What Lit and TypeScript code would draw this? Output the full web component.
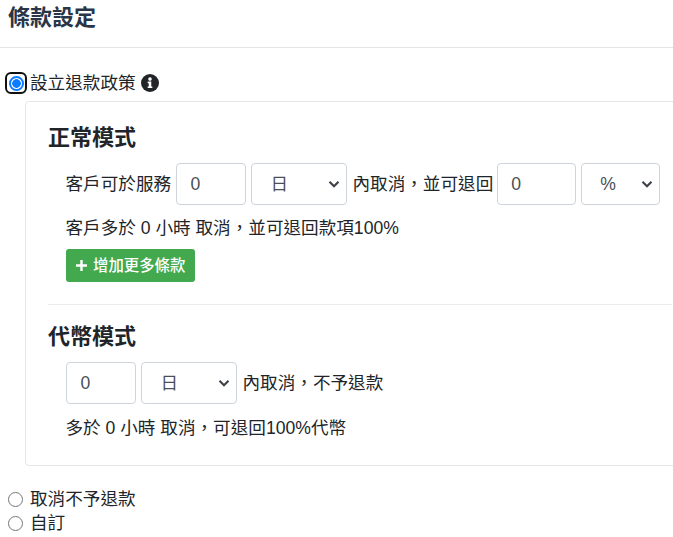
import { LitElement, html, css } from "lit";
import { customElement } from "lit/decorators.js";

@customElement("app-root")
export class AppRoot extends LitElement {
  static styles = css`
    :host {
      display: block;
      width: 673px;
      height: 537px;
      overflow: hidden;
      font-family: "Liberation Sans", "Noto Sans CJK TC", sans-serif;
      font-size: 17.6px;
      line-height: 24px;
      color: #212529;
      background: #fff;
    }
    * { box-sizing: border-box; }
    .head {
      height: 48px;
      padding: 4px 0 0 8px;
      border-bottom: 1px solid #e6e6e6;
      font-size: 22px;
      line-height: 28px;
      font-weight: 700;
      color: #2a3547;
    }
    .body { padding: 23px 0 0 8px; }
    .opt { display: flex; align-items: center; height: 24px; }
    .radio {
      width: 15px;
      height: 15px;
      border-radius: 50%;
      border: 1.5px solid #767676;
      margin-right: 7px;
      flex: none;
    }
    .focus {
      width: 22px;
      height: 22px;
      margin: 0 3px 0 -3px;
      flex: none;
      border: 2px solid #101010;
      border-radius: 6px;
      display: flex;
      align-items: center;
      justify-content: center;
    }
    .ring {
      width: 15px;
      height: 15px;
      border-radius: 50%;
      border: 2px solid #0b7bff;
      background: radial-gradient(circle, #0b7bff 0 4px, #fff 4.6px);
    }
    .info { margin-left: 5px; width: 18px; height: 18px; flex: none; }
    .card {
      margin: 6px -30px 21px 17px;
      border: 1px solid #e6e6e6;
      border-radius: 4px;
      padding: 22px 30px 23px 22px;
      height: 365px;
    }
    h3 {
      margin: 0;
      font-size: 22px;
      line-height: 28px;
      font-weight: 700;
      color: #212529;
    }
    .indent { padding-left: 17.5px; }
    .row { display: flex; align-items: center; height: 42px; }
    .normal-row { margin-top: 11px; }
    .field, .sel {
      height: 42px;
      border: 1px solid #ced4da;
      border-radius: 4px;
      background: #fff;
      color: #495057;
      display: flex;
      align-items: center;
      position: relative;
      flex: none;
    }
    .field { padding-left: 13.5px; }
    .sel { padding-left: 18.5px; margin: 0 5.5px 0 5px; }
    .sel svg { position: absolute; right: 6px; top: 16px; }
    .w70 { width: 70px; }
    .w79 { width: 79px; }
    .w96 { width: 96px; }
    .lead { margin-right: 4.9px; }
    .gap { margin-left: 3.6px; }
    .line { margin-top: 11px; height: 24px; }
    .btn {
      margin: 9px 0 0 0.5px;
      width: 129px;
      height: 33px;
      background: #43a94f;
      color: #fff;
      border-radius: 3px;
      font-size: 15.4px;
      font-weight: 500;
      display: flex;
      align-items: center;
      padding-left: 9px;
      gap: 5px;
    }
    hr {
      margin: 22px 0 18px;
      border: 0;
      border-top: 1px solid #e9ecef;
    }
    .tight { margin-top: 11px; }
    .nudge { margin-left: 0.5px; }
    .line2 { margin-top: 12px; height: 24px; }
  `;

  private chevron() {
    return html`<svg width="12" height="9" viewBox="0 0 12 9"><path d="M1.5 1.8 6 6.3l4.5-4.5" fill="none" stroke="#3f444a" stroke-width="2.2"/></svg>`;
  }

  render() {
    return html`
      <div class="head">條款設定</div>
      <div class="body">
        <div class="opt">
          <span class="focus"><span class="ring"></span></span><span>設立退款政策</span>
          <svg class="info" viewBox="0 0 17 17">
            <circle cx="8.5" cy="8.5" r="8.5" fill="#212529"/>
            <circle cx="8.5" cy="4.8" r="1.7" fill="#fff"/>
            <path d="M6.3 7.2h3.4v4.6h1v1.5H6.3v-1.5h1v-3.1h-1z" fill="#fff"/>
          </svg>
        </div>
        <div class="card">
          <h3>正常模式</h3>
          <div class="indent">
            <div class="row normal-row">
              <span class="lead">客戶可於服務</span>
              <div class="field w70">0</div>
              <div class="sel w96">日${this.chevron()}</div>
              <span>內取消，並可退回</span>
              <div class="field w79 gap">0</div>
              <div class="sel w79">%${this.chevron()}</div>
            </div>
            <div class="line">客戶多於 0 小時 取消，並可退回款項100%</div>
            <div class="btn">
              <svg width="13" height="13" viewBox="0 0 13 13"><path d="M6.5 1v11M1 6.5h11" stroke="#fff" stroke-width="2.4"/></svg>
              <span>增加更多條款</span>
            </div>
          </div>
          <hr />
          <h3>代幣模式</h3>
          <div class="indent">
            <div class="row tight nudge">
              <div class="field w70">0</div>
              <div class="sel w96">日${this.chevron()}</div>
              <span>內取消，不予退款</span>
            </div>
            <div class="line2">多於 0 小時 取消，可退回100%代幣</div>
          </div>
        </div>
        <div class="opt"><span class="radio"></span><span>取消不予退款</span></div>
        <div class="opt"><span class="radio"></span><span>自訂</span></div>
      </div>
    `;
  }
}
********
_DIRECTIVE_
Reproduce every line above as written, skipping pictures.

_SOLUTION_
What Lit and TypeScript code would draw this? Output the full web component.
import { LitElement, html, css } from "lit";
import { customElement } from "lit/decorators.js";

@customElement("app-root")
export class AppRoot extends LitElement {
  static styles = css`
    :host {
      display: block;
      width: 673px;
      height: 537px;
      overflow: hidden;
      font-family: "Liberation Sans", "Noto Sans CJK TC", sans-serif;
      font-size: 17.6px;
      line-height: 24px;
      color: #212529;
      background: #fff;
    }
    * { box-sizing: border-box; }
    .head {
      height: 48px;
      padding: 4px 0 0 8px;
      border-bottom: 1px solid #e6e6e6;
      font-size: 22px;
      line-height: 28px;
      font-weight: 700;
      color: #2a3547;
    }
    .body { padding: 23px 0 0 8px; }
    .opt { display: flex; align-items: center; height: 24px; }
    .radio {
      width: 15px;
      height: 15px;
      border-radius: 50%;
      border: 1.5px solid #767676;
      margin-right: 7px;
      flex: none;
    }
    .focus {
      width: 22px;
      height: 22px;
      margin: 0 3px 0 -3px;
      flex: none;
      border: 2px solid #101010;
      border-radius: 6px;
      display: flex;
      align-items: center;
      justify-content: center;
    }
    .ring {
      width: 15px;
      height: 15px;
      border-radius: 50%;
      border: 2px solid #0b7bff;
      background: radial-gradient(circle, #0b7bff 0 4px, #fff 4.6px);
    }
    .info { margin-left: 5px; width: 18px; height: 18px; flex: none; }
    .card {
      margin: 6px -30px 21px 17px;
      border: 1px solid #e6e6e6;
      border-radius: 4px;
      padding: 22px 30px 23px 22px;
      height: 365px;
    }
    h3 {
      margin: 0;
      font-size: 22px;
      line-height: 28px;
      font-weight: 700;
      color: #212529;
    }
    .indent { padding-left: 17.5px; }
    .row { display: flex; align-items: center; height: 42px; }
    .normal-row { margin-top: 11px; }
    .field, .sel {
      height: 42px;
      border: 1px solid #ced4da;
      border-radius: 4px;
      background: #fff;
      color: #495057;
      display: flex;
      align-items: center;
      position: relative;
      flex: none;
    }
    .field { padding-left: 13.5px; }
    .sel { padding-left: 18.5px; margin: 0 5.5px 0 5px; }
    .sel svg { position: absolute; right: 6px; top: 16px; }
    .w70 { width: 70px; }
    .w79 { width: 79px; }
    .w96 { width: 96px; }
    .lead { margin-right: 4.9px; }
    .gap { margin-left: 3.6px; }
    .line { margin-top: 11px; height: 24px; }
    .btn {
      margin: 9px 0 0 0.5px;
      width: 129px;
      height: 33px;
      background: #43a94f;
      color: #fff;
      border-radius: 3px;
      font-size: 15.4px;
      font-weight: 500;
      display: flex;
      align-items: center;
      padding-left: 9px;
      gap: 5px;
    }
    hr {
      margin: 22px 0 18px;
      border: 0;
      border-top: 1px solid #e9ecef;
    }
    .tight { margin-top: 11px; }
    .nudge { margin-left: 0.5px; }
    .line2 { margin-top: 12px; height: 24px; }
  `;

  private chevron() {
    return html`<svg width="12" height="9" viewBox="0 0 12 9"><path d="M1.5 1.8 6 6.3l4.5-4.5" fill="none" stroke="#3f444a" stroke-width="2.2"/></svg>`;
  }

  render() {
    return html`
      <div class="head">條款設定</div>
      <div class="body">
        <div class="opt">
          <span class="focus"><span class="ring"></span></span><span>設立退款政策</span>
          <svg class="info" viewBox="0 0 17 17">
            <circle cx="8.5" cy="8.5" r="8.5" fill="#212529"/>
            <circle cx="8.5" cy="4.8" r="1.7" fill="#fff"/>
            <path d="M6.3 7.2h3.4v4.6h1v1.5H6.3v-1.5h1v-3.1h-1z" fill="#fff"/>
          </svg>
        </div>
        <div class="card">
          <h3>正常模式</h3>
          <div class="indent">
            <div class="row normal-row">
              <span class="lead">客戶可於服務</span>
              <div class="field w70">0</div>
              <div class="sel w96">日${this.chevron()}</div>
              <span>內取消，並可退回</span>
              <div class="field w79 gap">0</div>
              <div class="sel w79">%${this.chevron()}</div>
            </div>
            <div class="line">客戶多於 0 小時 取消，並可退回款項100%</div>
            <div class="btn">
              <svg width="13" height="13" viewBox="0 0 13 13"><path d="M6.5 1v11M1 6.5h11" stroke="#fff" stroke-width="2.4"/></svg>
              <span>增加更多條款</span>
            </div>
          </div>
          <hr />
          <h3>代幣模式</h3>
          <div class="indent">
            <div class="row tight nudge">
              <div class="field w70">0</div>
              <div class="sel w96">日${this.chevron()}</div>
              <span>內取消，不予退款</span>
            </div>
            <div class="line2">多於 0 小時 取消，可退回100%代幣</div>
          </div>
        </div>
        <div class="opt"><span class="radio"></span><span>取消不予退款</span></div>
        <div class="opt"><span class="radio"></span><span>自訂</span></div>
      </div>
    `;
  }
}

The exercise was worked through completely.